A Lei Maria da Penha, que neste mês completa 18 anos, foi um marco na proteção das mulheres contra a violência doméstica e familiar, estabelecendo mecanismos legais para coibir e prevenir agressões físicas, psicológicas e outras formas de abuso. No entanto, a aplicação dessas medidas, especialmente as protetivas de urgência, trouxe à tona uma nova faceta da violência doméstica: a violência indireta.
Essa forma de violência se manifesta quando o agressor, ao ser impedido de continuar a violência direta contra a vítima, busca formas alternativas de controle e manipulação, utilizando filhos, outros familiares, funcionários e o círculo social da mulher para continuar o ciclo de abuso. A violência interrompida antes de deixar marcas físicas muitas vezes abre espaço para que o agressor adote novas estratégias de perseguição e manipulação.
Após o deferimento das medidas protetivas de urgência, não é raro que esse instrumento, criado para proteger, se torne uma moeda de troca nas mãos de homens que insistem em controlar e manipular a mulher. Por meio de cobranças excessivas relativas à criação dos filhos, exposição dos filhos ao conflito, queixas sobre as dificuldades logísticas causadas pelas medidas protetivas, manipulação de babás e outros funcionários — muitas vezes utilizando comportamentos ameaçadores que exploram a relação de subordinação — e campanhas de difamação, os agressores buscam responsabilizar a mulher pelas violências que ela sofreu.

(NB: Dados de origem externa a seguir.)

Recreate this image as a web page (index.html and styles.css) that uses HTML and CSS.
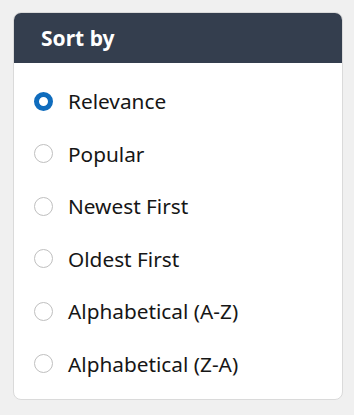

O autor da violência externaliza a culpabilização da vítima, que decidiu buscar ajuda, ao mesmo tempo em que minimiza as agressões que ele mesmo praticou. Nesse contexto, ele força o reconhecimento de sua própria vitimização e pressiona a vítima a revogar ou flexibilizar as medidas protetivas de urgência vigentes.
A pressão para “encerrar” os litígios não se restringe ao ambiente judicial, mas se estende ao círculo social e familiar da mulher. A vítima, já emocionalmente sobrecarregada, é frequentemente criticada por não ser considerada uma “boa mãe” por buscar medidas protetivas contra o pai de seus filhos, ou por não ser uma “boa dona de casa” ao delegar atividades a babás que se tornam alvo de violência. Além disso, a mulher também é vista de forma negativa por amigos e parentes, que a acusam de destruir a idealização social do relacionamento conjugal que possuía.
A assimetria de gênero é evidente. A mulher que busca proteger seus direitos é transformada em vilã, pois expõe o ciclo de violência doméstica que estava vivendo. Como mãe, ela enfrenta a ameaça de que insistir em medidas protetivas pode prejudicar a guarda ou o convívio com seus filhos, já que o agressor reforça as “dificuldades” impostas por essas medidas e promove acusações de alienação parental nos processos de família. Em muitos dos casos, o melhor interesse da criança ou adolescente é deixado de lado em favor dos desejos do agressor.
Mesmo com esse movimento de revitimização, o agressor muitas vezes continua a praticar violências indiretas sem enfrentar uma responsabilização formal, pois os atos persecutórios são frequentemente ocultos e individualmente lícitos. Como observa Rogério Donnini, "nem sempre é fácil provar os danos provocados pelo stalking, visto que, em certas situações, o agressor age no limite entre o lícito e o ilícito"1.
Na prática da advocacia criminal, existe um esforço hercúleo para demonstrar ao Judiciário que certos atos são parte de um comportamento de stalking. Essa dificuldade em responsabilizar o agressor reforça a parcialidade de gênero já presente nas relações sociais.
A vítima, isolada e privada até do convívio com familiares e amigos, se vê cada vez mais vulnerável, já que essas pessoas também podem se tornar alvo do stalker em sua tentativa de controlar a vítima. Esse isolamento é exatamente o que o agressor deseja: fazer com que a mulher se sinta amedrontada, incapaz e isolada2.
O ciclo de violência doméstica é perverso, muitas vezes comparável a uma Hidra de Lerna com múltiplos desdobramentos: violência psicológica, perseguição, ameaças, violência processual, entre outros. O sigilo em torno desse desconforto não pode mais persistir. É necessário que esse tema seja amplamente debatido para que essa iniquidade não continue sendo uma ferramenta para desqualificar a credibilidade da mulher que já é vítima.
1 DONNINI, Rogério. In: ALVIM, Arruda; ALVIM, Thereza (Coord.). Comentários ao Código Civil brasileiro. Rio de Janeiro: Forense, 2013, v. VIII: Dos atos unilaterais: dos títulos de crédito: da responsabilidade civil, p. 372.
2 AMIKY, L. G. Stalking. 2014. 119 f. Dissertação (Mestrado em Direito) - Pontifícia Universidade Católica de São Paulo, São Paulo, 2014. 119 p.